The Decision Process Is Driving Me Insane

Me and my Marine have been together for a year and a half. I love him so much and have gladly made so many sacrifices for him. He's a reservist, but due to budget costs he's forced into leaving his current unit in the next few months. By choice and fate combined, he will either get honorably discharged from the Corps and go through the Officer program (similar to NROTC) OR he will transfered to a unit which involves several months of training and a mandatory 6 month deployment. We talk about it a lot and even though the Officer program is definitely not ruled out, the odds are more in him transferring... Im totally freaking out about him leaving because I have complete faith in his capabilities as a Marine to complete every one of his missions through to the end and return to me safely. I worry, but this has always been his dream to accomplish this challenge to get into this certain unit and I wont stop him from it because of the distance. I can only handle it because I love him so much and he is overly and sincerely faithful to me! With that being said, on the other side of the spectrum, he recently told me he might be able to go Active Duty after training!
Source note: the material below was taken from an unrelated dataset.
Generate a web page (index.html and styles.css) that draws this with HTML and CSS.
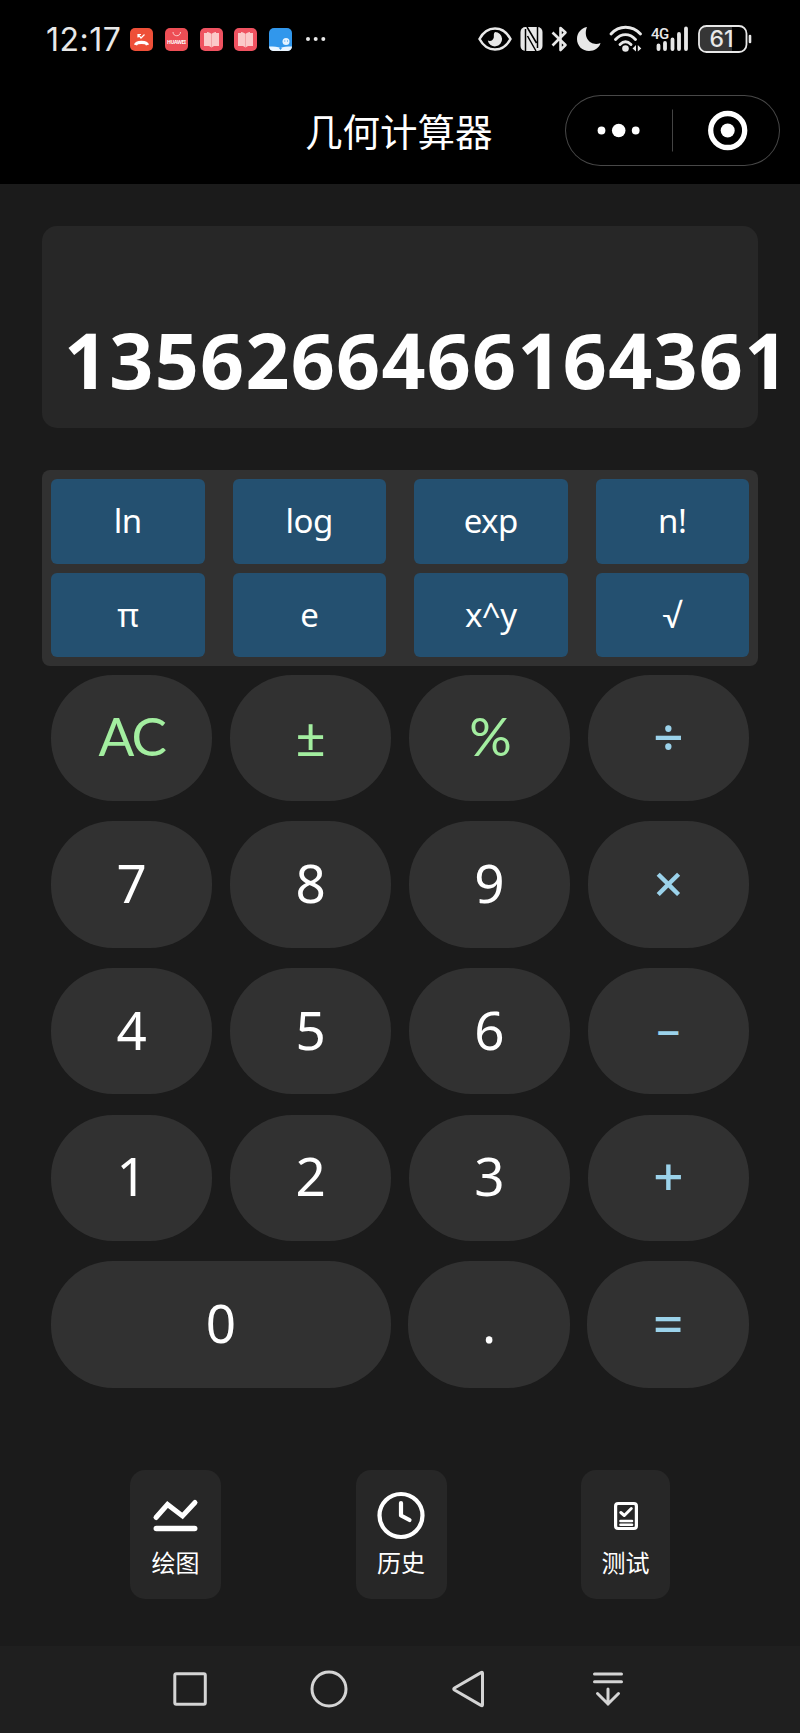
FILE: index.html
```html
<!DOCTYPE html>
<html lang="zh-CN">
  <head>
    <meta charset="UTF-8" />
    <meta name="viewport" content="width=device-width, initial-scale=1.0" />
    <title>几何计算器</title>
    <link rel="stylesheet" href="styles.css">
  </head>
  <body>
    <!-- Status bar -->
    <div class="status-bar">
      <span class="time">12:17</span>
      <div class="notifications">
        <svg width="23" height="23" viewBox="0 0 23 23">
          <rect width="23" height="23" rx="5" fill="#ee4f38" />
          <path d="M5.500 17c1-3.500 11-3.500 12 0" fill="none" stroke="#fff" stroke-width="3.200" />
          <path d="M8 9.500V6.500H11M8.500 7l2.500 3L14.500 6.500" fill="none" stroke="#fff" stroke-width="1.200" />
        </svg>
        <svg width="23" height="23" viewBox="0 0 23 23">
          <rect width="23" height="23" rx="5" fill="#ed4e55" />
          <path d="M8 4c0 5 7.500 5 7.500 0" fill="none" stroke="#fbd0d0" stroke-width="1" />
          <text class="huawei" x="11.500" y="15.500" textLength="19">HUAWEI</text>
        </svg>
        <svg width="23" height="23" viewBox="0 0 23 23">
          <rect width="23" height="23" rx="5" fill="#ef5260" />
          <path d="M4 5h3v-1c2 0 3.500 1 4.500 2 1-1 2.500-2 4.500-2v1h3v13h-5l-2.500 1.500L9 18H4z" fill="#fbc9c9" />
          <path d="M11.500 6v13" stroke="#f3a3a6" />
        </svg>
        <svg width="23" height="23" viewBox="0 0 23 23">
          <rect width="23" height="23" rx="5" fill="#ef5260" />
          <path d="M4 5h3v-1c2 0 3.500 1 4.500 2 1-1 2.500-2 4.500-2v1h3v13h-5l-2.500 1.500L9 18H4z" fill="#fbc9c9" />
          <path d="M11.500 6v13" stroke="#f3a3a6" />
        </svg>
        <svg width="23" height="23" viewBox="0 0 23 23">
          <rect width="23" height="23" rx="5" fill="#3197ec" />
          <path d="M0 18.500c5 0 9 0 11.500 1.500 2.500-1.500 6.500-1.500 11.500-1.500a4.500 4.500 0 0 1-4.500 4.500h-14A4.500 4.500 0 0 1 0 18.500z" fill="#eaf5ff" />
          <path d="M10 20l1.500 2 1.500-2z" fill="#3197ec" />
          <circle cx="17" cy="13.500" r="3.500" fill="#e4f2ff" />
          <path d="M15.300 13h1M18 13h1" stroke="#3197ec" />
        </svg>
        <svg class="more" width="20" height="23" viewBox="0 0 20 23">
          <g fill="#e8e8e8">
            <circle cx="2" cy="11" r="2" />
            <circle cx="9.700" cy="11" r="2" />
            <circle cx="17.300" cy="11" r="2" />
          </g>
        </svg>
      </div>

      <div class="system-icons">
        <svg class="eye" width="34" height="26" viewBox="0 0 34 26">
          <path d="M1.500 13C9-1 25-1 32.500 13 25 27 9 27 1.500 13z" fill="none" stroke="#e8e8e8" stroke-width="2.500" />
          <path d="M17 6a7.200 7.200 0 1 1-7.200 8.500c3 1.300 5.500-.5 6-3 .4-2-.6-4 1.200-5.500z" fill="#e8e8e8" />
        </svg>
        <svg class="nfc" width="23" height="26" viewBox="0 0 23 26">
          <rect x=".5" y="1" width="22" height="24" rx="5" fill="#e8e8e8" />
          <path d="M5.500 3v22M7 1l9.500 16M17.500 1v21M7.500 10L16 25" fill="none" stroke="#000" stroke-width="1.500" />
        </svg>
        <svg class="bluetooth" width="17" height="26" viewBox="0 0 17 26">
          <path d="M1.500 6.500l13 12.500-5 5V2l5 4.500L1.500 19.500" fill="none" stroke="#e8e8e8" stroke-width="2.600" stroke-linejoin="round" />
        </svg>
        <svg class="moon" width="24" height="26" viewBox="0 0 24 26">
          <path d="M10 1C4 2 0 7 0 13c0 7 5.500 12 12 12 5.500 0 10.500-3.500 11.500-8-9 4-18-5-13.500-16z" fill="#e8e8e8" />
        </svg>
        <svg class="wifi" width="34" height="26" viewBox="0 0 34 26">
          <g fill="none" stroke="#e8e8e8" stroke-width="2.900" stroke-linecap="round">
            <path d="M2 8C10-1 23-1 31.500 8" />
            <path d="M6.500 13.500c6-6.500 14-6.500 20 0" />
            <path d="M11 18.500c3.500-3.500 7.500-3.500 11 0" />
          </g>
          <circle cx="16.500" cy="22.500" r="3.300" fill="#e8e8e8" />
          <path d="M27 19v6.500l-3.500-3zM28.800 19v6.500l3.500-3z" fill="#e8e8e8" />
        </svg>
        <svg class="signal" width="38" height="26" viewBox="0 0 38 26">
          <text class="network" x="0" y="12.500">4G</text>
          <path d="M7.500 19.500v3.500M14 17v6M21.500 13.500v9.500M28 8v15M35 2.500v20.500" stroke="#e8e8e8" stroke-width="3.800" stroke-linecap="round" />
        </svg>
        <svg class="battery" width="54" height="28" viewBox="0 0 54 28">
          <path d="M8 2h26v24H8a6 6 0 0 1-6-6V8a6 6 0 0 1 6-6z" fill="#363636" />
          <rect x="1" y="1" width="47.500" height="26" rx="7.500" fill="none" stroke="#e8e8e8" stroke-width="1.800" />
          <path d="M52 11v6" stroke="#e8e8e8" stroke-width="2.600" stroke-linecap="round" />
          <text class="level" x="23.500" y="22">61</text>
        </svg>
      </div>
    </div>

    <header class="title-bar">
      <h1>几何计算器</h1>
      <div class="capsule">
        <svg width="214" height="71" viewBox="0 0 214 71">
          <g fill="#fff">
            <circle cx="36.500" cy="35.500" r="3.900" />
            <circle cx="53.700" cy="35.500" r="6.800" />
            <circle cx="70.700" cy="35.500" r="3.900" />
            <circle cx="162.700" cy="35.500" r="7" />
          </g>
          <path d="M107.500 14.500v42" stroke="#444" />
          <circle cx="162.700" cy="35.500" r="17" fill="none" stroke="#fff" stroke-width="5.300" />
        </svg>
      </div>
    </header>

    <main>
      <div class="display">
        <div class="result">1356266466164361</div>
      </div>

      <div class="functions">
        <button>ln</button>
        <button>log</button>
        <button>exp</button>
        <button>n!</button>
        <button>π</button>
        <button>e</button>
        <button>x^y</button>
        <button class="root">√</button>
      </div>

      <div class="keypad">
        <div class="row">
          <button class="key action letters">AC</button>
          <button class="key action">±</button>
          <button class="key action letters">%</button>
          <button class="key operator">÷</button>
        </div>
        <div class="row">
          <button class="key">7</button>
          <button class="key">8</button>
          <button class="key">9</button>
          <button class="key operator">×</button>
        </div>
        <div class="row">
          <button class="key">4</button>
          <button class="key">5</button>
          <button class="key">6</button>
          <button class="key operator minus">−</button>
        </div>
        <div class="row">
          <button class="key">1</button>
          <button class="key">2</button>
          <button class="key">3</button>
          <button class="key operator">+</button>
        </div>
        <div class="row">
          <button class="key zero">0</button>
          <button class="key">.</button>
          <button class="key operator">=</button>
        </div>
      </div>

      <div class="tools">
        <button class="tool">
          <svg width="48" height="48" viewBox="0 0 48 48">
            <path d="M4 25.500L15.500 12.500l15 11.500L43 10.500" fill="none" stroke="#fff" stroke-width="5" stroke-linecap="round" />
            <path d="M4.300 36.500h38.400" stroke="#fff" stroke-width="5.500" stroke-linecap="round" />
          </svg>
          <span>绘图</span>
        </button>
        <button class="tool">
          <svg width="48" height="48" viewBox="0 0 48 48">
            <circle cx="24" cy="23.500" r="21.500" fill="none" stroke="#fff" stroke-width="4.200" />
            <path d="M24 11v12.500l8.500 4.500" fill="none" stroke="#fff" stroke-width="4.200" stroke-linecap="round" stroke-linejoin="round" />
          </svg>
          <span>历史</span>
        </button>
        <button class="tool small">
          <svg width="48" height="48" viewBox="0 0 48 48">
            <rect x="13.600" y="11.500" width="20.800" height="25" rx="2.500" fill="none" stroke="#fff" stroke-width="3.200" />
            <path d="M18.800 20.500l3.500 3 7-7" fill="none" stroke="#fff" stroke-width="3" stroke-linecap="round" stroke-linejoin="round" />
            <path d="M18.500 29h11.500M18.500 32.800h11.500" stroke="#fff" stroke-width="2.600" stroke-linecap="round" />
          </svg>
          <span>测试</span>
        </button>
      </div>
    </main>

    <!-- Android navigation -->
    <nav class="nav-bar">
      <svg width="40" height="40" viewBox="0 0 40 40">
        <rect x="4.800" y="4.800" width="30.500" height="30.500" rx="1.500" />
      </svg>
      <svg width="40" height="40" viewBox="0 0 40 40">
        <circle cx="20" cy="20" r="17" />
      </svg>
      <svg width="40" height="40" viewBox="0 0 40 40">
        <path d="M33.500 4.300v31.400q0 1.500-1.500.7L5.500 21q-1.500-1 0-2L32 3.600q1.500-.8 1.500.7z" />
      </svg>
      <svg width="40" height="40" viewBox="0 0 40 40">
        <path d="M6.500 5h27M6.500 12.800h27M20 20v15M9.500 24.500L20 35l10.500-10.500" stroke-linecap="round" />
      </svg>
    </nav>
  </body>
</html>
```
FILE: styles.css
```css
* {
  margin: 0;
  padding: 0;
  box-sizing: border-box;
}

body {
  height: 1733px;
  display: flex;
  flex-direction: column;
  background-color: #1b1b1b;
  color: #fff;
  font-family: "Noto Sans", "Noto Sans CJK SC", sans-serif;
  overflow: hidden;
}

svg {
  display: block;
  flex-shrink: 0;
  overflow: visible;
}

button {
  border: none;
  color: inherit;
  font-family: inherit;
}

.status-bar {
  height: 80px;
  padding: 0 48px 2px 46px;
  display: flex;
  align-items: center;
  background-color: #000;
}

.time {
  width: 84px;
  font-family: Inter, sans-serif;
  font-size: 32px;
  color: #e8e8e8;
  letter-spacing: 0.5px;
}

.notifications {
  display: flex;
  gap: 11.8px;
}

.more {
  margin-left: 2px;
}

.huawei {
  font-size: 5px;
  font-weight: bold;
  fill: #fff;
  text-anchor: middle;
}

.system-icons {
  display: flex;
  align-items: center;
  margin-left: auto;
}

.nfc,
.bluetooth,
.wifi,
.signal {
  margin-left: 8px;
}

.moon,
.battery {
  margin-left: 9px;
}

.network {
  font-family: Roboto, sans-serif;
  font-size: 15px;
  font-weight: 500;
  letter-spacing: -0.5px;
  fill: #e8e8e8;
}

.level {
  font-family: Inter, sans-serif;
  font-size: 23px;
  font-weight: 500;
  fill: #e8e8e8;
  text-anchor: middle;
}

.title-bar {
  height: 104px;
  padding: 15px 20px 0 0;
  display: grid;
  grid-template-columns: 305px 1fr 215px;
  align-items: start;
  background-color: #000;
}

.title-bar h1 {
  grid-column: 2;
  font-family: "Noto Sans CJK SC", sans-serif;
  font-size: 37.5px;
  font-weight: normal;
  line-height: 69px;
}

.capsule {
  height: 71px;
  border-radius: 36px;
  box-shadow: inset 0 0 0 1px #484848;
}

main {
  flex: 1;
  padding: 42px 42px 0;
}

.display {
  height: 202px;
  padding: 0 22px 20px;
  display: flex;
  align-items: flex-end;
  background-color: #272727;
  border-radius: 15px;
}

.result {
  font-size: 77px;
  font-weight: bold;
  line-height: 96px;
  letter-spacing: 1.3px;
  white-space: nowrap;
}

.functions {
  height: 196px;
  margin-top: 42px;
  padding: 9px;
  display: grid;
  grid-template-columns: repeat(4, 1fr);
  grid-template-rows: repeat(2, 84.500px);
  gap: 9px 28px;
  background-color: #313131;
  border-radius: 8px;
}

.functions button {
  background-color: #245070;
  border-radius: 6px;
  font-size: 33px;
  line-height: 44px;
  letter-spacing: -0.5px;
}

.functions .root {
  font-family: Lato, sans-serif;
}

.keypad {
  padding: 8.600px 9px 0;
  display: flex;
  flex-direction: column;
  gap: 20.200px;
}

.row {
  display: flex;
  gap: 17.600px;
}

.key {
  width: 161.500px;
  height: 126.500px;
  padding-bottom: 4px;
  background-color: #313131;
  border-radius: 62px;
  font-size: 53px;
}

.zero {
  width: 339.800px;
}

.letters {
  font-family: Lato, sans-serif;
  letter-spacing: -2px;
}

.action {
  color: #a3eea0;
}

.operator {
  color: #9bd2ea;
  font-weight: 500;
}

.minus {
  padding-bottom: 0;
  font-size: 42px;
  font-weight: 600;
}

.tools {
  margin-top: 82px;
  padding: 0 88px;
  display: flex;
  justify-content: space-between;
}

.tool {
  width: 91px;
  height: 129px;
  padding-top: 22px;
  display: flex;
  flex-direction: column;
  align-items: center;
  background-color: #272727;
  border-radius: 15px;
  font-size: 24px;
}

.tool.small {
  width: 89px;
}

.tool span {
  line-height: 34px;
  margin-top: 6px;
}

.nav-bar {
  height: 87px;
  padding: 0 172px 2px 170px;
  display: flex;
  align-items: center;
  justify-content: space-between;
  background-color: #1f1f1f;
}

.nav-bar svg {
  fill: none;
  stroke: #d4d4d4;
  stroke-width: 3;
}
```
This excited me beyond belief because that would give us the perfect excuse to give our families for getting married (which we both have been waiting for). Also this would mean that I would get to start my life with him in a NEW place (at least for 4 more years until he plans on getting out). Something I have always felt the need to do in my life and with him it would just feel... Right. BUT NOW, he tells me that staying a reservist is a better option for him because he would like to finish college now, and remain living here. Which means that we will be stuck here for the next 4 years not living together, not getting married, and not having any type of adventure together until after college and after the Marine Corps. Dream crushed. So, as you can tell, my mind is going in all different directions with how to deal with these different options that are about to come up, but still there is no certainty in anything. Part of me is even beginning to feel selfish because I have a preference in his life decisions. But in some way, it is going to be our life together, right? So, shouldnt it matter to me? I just dont know how to stay sane when he's pulling me in so many directions. Any positive words of advice, wisdom, or support?